OBJECTIVE =>
How many lines in this material include the string "styles"? Answer with the number and nothing further.

GIVEN INFORMATION =>
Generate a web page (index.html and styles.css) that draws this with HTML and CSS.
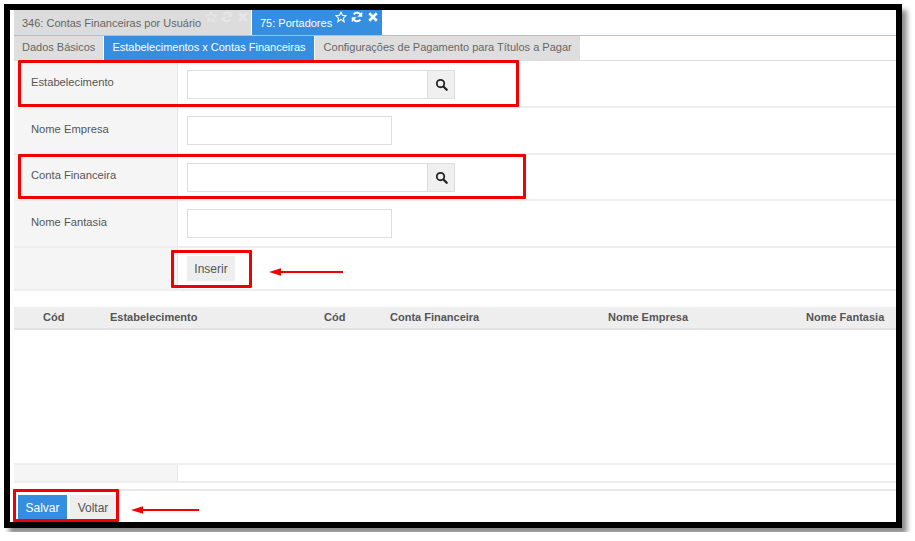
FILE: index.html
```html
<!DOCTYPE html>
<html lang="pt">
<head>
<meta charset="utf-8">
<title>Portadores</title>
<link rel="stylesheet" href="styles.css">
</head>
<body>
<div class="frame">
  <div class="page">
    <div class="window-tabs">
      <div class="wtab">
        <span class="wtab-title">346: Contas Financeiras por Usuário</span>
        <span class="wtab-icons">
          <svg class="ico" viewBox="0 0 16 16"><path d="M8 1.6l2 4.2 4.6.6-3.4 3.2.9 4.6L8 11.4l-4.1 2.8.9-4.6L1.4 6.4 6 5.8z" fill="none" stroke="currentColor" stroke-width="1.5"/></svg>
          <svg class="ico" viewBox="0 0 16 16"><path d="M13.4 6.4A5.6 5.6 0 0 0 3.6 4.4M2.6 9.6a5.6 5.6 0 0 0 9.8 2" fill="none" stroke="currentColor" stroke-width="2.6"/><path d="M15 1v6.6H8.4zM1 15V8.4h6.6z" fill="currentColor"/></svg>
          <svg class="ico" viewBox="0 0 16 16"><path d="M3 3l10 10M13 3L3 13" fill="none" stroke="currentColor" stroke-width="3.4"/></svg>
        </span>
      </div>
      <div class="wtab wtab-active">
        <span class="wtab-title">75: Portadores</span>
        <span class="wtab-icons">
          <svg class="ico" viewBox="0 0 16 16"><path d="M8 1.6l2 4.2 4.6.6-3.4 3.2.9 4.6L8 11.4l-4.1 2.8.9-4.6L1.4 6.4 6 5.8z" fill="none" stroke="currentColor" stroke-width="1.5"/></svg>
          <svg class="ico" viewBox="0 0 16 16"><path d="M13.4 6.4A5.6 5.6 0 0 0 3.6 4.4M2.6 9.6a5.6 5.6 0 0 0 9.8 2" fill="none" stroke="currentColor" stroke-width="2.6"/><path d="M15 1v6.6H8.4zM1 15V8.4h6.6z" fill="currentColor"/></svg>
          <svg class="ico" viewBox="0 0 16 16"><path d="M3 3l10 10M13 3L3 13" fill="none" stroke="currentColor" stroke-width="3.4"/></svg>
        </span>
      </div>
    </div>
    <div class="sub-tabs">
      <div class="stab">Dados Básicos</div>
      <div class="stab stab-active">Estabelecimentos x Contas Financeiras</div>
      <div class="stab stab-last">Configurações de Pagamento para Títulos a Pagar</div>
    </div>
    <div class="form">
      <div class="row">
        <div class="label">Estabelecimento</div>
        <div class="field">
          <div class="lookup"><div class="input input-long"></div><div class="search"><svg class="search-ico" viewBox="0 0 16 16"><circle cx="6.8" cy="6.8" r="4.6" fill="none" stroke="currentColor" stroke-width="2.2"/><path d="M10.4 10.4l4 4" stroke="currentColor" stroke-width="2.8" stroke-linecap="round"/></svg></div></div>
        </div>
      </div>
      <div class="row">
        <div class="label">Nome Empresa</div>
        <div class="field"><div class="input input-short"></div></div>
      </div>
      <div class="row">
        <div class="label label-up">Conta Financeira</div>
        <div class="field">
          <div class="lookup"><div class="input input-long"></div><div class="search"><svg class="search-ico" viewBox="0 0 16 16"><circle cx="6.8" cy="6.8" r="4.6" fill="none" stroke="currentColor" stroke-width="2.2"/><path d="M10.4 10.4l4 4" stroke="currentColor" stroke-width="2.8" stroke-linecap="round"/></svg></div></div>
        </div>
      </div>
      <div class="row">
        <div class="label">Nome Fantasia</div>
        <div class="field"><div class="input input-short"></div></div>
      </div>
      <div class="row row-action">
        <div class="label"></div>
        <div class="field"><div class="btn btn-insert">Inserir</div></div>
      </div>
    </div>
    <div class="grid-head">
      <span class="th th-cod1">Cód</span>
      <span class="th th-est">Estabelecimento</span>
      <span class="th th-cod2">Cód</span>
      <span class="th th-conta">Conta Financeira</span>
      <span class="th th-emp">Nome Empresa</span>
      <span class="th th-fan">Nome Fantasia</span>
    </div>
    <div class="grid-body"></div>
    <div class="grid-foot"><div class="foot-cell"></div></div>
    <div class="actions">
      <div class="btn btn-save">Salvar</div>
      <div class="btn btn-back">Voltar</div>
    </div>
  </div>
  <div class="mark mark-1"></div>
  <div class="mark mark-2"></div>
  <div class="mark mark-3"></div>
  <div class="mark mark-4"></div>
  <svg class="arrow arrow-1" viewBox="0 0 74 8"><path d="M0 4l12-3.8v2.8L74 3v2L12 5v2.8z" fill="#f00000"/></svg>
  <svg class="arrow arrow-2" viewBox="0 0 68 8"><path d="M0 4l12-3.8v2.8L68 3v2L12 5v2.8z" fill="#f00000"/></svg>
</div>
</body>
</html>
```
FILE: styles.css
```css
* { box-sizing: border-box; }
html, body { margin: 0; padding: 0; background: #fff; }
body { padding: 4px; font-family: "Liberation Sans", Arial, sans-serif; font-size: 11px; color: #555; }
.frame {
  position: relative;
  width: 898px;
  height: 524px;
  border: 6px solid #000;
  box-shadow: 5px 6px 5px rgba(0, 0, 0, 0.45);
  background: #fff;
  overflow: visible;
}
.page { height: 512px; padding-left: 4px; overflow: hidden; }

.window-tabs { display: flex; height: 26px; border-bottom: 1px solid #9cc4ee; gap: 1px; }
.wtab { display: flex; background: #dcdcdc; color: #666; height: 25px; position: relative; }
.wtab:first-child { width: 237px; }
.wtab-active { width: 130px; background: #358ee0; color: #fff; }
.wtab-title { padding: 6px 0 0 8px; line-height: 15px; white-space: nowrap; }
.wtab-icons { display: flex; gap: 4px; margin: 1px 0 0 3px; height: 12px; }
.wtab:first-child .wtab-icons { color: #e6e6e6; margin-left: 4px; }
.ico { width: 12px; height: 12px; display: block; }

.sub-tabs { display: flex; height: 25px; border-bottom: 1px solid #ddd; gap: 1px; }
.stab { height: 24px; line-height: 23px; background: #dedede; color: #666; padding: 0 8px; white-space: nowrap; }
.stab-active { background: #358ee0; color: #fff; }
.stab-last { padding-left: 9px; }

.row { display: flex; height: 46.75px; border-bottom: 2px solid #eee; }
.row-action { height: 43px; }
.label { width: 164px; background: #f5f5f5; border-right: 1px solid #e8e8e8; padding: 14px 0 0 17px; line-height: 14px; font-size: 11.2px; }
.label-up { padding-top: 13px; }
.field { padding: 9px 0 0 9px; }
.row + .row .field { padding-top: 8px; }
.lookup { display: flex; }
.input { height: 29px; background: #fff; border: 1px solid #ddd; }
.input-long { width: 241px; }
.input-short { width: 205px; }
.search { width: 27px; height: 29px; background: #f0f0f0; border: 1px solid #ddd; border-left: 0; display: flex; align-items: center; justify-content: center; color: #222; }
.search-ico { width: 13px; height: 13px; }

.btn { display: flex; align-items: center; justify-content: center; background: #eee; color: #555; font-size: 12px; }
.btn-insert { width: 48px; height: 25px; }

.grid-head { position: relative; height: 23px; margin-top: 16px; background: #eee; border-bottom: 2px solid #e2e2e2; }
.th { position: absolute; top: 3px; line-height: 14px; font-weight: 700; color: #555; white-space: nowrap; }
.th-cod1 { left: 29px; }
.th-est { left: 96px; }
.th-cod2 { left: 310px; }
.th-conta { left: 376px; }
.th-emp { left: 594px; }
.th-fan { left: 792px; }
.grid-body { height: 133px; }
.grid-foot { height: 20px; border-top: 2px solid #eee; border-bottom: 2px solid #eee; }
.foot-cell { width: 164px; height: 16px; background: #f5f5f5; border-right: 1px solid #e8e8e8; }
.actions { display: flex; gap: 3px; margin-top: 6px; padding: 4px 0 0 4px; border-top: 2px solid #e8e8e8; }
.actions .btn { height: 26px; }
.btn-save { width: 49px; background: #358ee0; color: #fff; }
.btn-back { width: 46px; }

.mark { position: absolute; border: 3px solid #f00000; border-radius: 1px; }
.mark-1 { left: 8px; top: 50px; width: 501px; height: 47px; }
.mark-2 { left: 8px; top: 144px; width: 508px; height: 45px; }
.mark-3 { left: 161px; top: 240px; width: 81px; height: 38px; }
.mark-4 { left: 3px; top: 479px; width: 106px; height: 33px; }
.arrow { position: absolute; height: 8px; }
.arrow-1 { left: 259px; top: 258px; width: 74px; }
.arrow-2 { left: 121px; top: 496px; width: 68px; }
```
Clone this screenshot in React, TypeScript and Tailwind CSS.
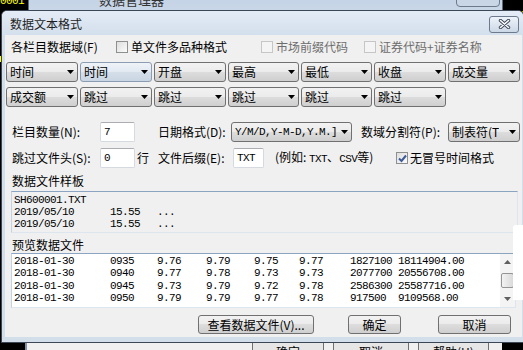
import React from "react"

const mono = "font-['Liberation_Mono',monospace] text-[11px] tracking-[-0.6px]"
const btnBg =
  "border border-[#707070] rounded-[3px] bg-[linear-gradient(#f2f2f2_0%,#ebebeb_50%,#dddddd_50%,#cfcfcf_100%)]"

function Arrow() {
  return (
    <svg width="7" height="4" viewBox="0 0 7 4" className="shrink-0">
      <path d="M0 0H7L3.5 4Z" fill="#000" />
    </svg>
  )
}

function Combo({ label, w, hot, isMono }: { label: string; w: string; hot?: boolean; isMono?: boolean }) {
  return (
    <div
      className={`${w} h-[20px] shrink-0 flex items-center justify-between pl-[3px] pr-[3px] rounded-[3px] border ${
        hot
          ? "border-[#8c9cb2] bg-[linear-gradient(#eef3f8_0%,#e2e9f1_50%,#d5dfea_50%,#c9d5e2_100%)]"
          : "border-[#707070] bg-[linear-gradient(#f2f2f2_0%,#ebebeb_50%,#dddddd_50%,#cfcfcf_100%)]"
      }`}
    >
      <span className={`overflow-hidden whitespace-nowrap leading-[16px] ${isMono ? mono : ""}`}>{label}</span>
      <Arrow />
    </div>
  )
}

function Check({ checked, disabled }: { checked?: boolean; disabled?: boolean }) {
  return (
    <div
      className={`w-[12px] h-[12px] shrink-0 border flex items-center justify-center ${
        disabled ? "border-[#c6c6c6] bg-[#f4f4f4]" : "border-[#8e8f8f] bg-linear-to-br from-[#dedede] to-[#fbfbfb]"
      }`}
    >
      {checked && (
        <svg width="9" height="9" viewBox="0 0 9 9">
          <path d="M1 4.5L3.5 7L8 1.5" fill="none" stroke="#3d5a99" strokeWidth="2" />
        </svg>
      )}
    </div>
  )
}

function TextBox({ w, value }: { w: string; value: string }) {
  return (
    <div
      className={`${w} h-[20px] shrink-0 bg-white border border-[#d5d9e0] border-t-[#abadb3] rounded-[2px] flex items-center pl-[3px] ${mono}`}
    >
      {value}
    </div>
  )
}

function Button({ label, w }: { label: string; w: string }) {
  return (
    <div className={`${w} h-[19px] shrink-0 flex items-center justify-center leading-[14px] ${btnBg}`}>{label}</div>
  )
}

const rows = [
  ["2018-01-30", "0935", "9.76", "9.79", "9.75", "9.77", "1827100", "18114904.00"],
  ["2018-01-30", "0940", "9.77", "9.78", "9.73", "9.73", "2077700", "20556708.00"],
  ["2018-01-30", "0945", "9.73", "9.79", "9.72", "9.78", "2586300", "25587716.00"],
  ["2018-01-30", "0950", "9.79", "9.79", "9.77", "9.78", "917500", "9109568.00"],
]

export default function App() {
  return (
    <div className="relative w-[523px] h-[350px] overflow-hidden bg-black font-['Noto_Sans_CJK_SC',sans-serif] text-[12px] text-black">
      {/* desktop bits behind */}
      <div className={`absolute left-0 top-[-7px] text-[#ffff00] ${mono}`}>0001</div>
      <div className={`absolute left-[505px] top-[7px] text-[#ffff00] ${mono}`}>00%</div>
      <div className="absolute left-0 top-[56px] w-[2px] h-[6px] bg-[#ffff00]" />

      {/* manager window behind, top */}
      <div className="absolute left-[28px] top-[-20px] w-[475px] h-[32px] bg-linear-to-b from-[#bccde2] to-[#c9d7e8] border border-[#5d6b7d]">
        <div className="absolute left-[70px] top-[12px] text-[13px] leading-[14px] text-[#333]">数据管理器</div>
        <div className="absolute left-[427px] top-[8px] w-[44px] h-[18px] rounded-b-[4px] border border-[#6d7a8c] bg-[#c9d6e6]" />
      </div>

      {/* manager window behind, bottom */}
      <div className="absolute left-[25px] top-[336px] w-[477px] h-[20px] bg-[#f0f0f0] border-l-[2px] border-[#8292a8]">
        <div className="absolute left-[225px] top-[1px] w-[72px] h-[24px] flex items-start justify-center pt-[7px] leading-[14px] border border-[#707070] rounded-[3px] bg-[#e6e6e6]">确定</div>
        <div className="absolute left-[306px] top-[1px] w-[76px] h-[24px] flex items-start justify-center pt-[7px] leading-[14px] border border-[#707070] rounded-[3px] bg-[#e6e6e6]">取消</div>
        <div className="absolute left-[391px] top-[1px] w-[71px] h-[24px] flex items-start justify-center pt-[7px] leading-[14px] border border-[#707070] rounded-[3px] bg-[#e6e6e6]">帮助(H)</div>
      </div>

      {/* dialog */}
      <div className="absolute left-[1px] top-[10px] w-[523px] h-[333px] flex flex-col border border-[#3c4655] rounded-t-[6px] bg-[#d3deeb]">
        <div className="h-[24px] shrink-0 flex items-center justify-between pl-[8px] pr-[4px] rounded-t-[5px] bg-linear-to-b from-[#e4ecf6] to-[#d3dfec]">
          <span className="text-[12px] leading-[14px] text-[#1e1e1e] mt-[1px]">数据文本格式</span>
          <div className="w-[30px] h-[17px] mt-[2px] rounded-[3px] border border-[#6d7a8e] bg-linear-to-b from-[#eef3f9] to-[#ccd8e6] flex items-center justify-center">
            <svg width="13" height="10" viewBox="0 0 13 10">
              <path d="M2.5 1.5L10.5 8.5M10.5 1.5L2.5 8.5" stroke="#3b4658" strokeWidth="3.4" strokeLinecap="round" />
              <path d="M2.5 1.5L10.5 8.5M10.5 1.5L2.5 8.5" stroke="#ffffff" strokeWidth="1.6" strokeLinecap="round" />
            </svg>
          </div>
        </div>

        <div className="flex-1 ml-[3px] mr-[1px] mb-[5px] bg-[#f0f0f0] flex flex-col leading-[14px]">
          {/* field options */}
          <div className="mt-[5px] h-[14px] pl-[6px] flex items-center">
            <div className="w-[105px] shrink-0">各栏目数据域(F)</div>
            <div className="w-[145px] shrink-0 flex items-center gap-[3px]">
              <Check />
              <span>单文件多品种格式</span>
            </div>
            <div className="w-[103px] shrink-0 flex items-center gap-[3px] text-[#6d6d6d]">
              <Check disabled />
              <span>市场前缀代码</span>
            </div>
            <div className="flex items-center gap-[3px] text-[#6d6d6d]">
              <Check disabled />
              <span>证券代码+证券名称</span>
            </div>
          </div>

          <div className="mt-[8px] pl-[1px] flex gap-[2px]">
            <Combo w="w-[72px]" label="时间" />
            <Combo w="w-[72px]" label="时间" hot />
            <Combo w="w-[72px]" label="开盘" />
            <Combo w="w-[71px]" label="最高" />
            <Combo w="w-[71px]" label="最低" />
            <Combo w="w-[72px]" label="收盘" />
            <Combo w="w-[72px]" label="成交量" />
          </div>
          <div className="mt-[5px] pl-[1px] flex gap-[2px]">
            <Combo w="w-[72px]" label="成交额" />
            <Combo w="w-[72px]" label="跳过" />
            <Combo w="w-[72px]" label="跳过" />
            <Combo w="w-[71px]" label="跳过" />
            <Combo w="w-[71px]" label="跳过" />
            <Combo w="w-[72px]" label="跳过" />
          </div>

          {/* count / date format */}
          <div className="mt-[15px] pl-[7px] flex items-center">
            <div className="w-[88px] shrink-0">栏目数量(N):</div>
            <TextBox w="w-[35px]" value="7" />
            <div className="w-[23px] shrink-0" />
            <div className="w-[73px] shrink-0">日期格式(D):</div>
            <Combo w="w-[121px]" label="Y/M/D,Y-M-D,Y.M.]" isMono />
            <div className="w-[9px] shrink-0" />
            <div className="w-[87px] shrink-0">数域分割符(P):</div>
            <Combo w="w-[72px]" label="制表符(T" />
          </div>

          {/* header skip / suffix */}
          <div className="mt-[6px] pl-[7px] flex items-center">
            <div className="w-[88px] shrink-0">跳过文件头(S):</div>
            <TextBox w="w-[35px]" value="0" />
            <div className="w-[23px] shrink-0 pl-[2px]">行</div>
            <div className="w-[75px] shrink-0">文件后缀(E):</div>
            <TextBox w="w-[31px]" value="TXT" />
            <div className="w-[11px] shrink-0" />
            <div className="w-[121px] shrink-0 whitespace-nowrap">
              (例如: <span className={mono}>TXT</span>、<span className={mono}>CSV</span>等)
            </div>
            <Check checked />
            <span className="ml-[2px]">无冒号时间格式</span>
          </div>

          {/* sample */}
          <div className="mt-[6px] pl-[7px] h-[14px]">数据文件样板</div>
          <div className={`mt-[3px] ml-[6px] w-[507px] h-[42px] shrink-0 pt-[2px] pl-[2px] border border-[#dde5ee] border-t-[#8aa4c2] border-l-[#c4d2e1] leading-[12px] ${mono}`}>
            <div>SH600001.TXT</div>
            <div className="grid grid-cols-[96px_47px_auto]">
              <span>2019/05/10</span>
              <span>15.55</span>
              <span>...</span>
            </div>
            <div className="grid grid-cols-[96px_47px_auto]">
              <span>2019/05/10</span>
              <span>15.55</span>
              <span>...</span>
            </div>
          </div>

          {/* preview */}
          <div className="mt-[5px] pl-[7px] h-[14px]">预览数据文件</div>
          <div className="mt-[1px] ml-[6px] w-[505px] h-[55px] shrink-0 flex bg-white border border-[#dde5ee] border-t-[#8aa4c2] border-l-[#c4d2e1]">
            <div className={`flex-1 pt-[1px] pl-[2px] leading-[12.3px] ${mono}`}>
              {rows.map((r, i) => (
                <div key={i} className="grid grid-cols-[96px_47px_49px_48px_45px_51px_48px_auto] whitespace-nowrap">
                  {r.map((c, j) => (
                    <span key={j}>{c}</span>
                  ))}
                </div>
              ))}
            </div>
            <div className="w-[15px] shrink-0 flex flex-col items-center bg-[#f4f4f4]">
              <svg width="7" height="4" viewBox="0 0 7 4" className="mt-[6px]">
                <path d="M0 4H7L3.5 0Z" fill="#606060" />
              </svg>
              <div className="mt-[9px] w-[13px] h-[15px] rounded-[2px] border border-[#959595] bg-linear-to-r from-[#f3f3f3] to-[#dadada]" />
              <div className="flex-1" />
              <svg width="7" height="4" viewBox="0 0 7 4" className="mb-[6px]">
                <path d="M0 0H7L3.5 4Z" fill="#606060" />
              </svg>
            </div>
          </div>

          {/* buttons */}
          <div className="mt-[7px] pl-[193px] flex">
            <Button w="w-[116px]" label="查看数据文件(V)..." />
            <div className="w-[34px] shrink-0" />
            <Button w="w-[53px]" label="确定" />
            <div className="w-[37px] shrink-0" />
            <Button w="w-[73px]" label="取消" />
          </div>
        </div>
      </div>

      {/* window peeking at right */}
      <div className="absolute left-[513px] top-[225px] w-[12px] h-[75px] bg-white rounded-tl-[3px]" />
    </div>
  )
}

RESULT OF THE TASK =>
3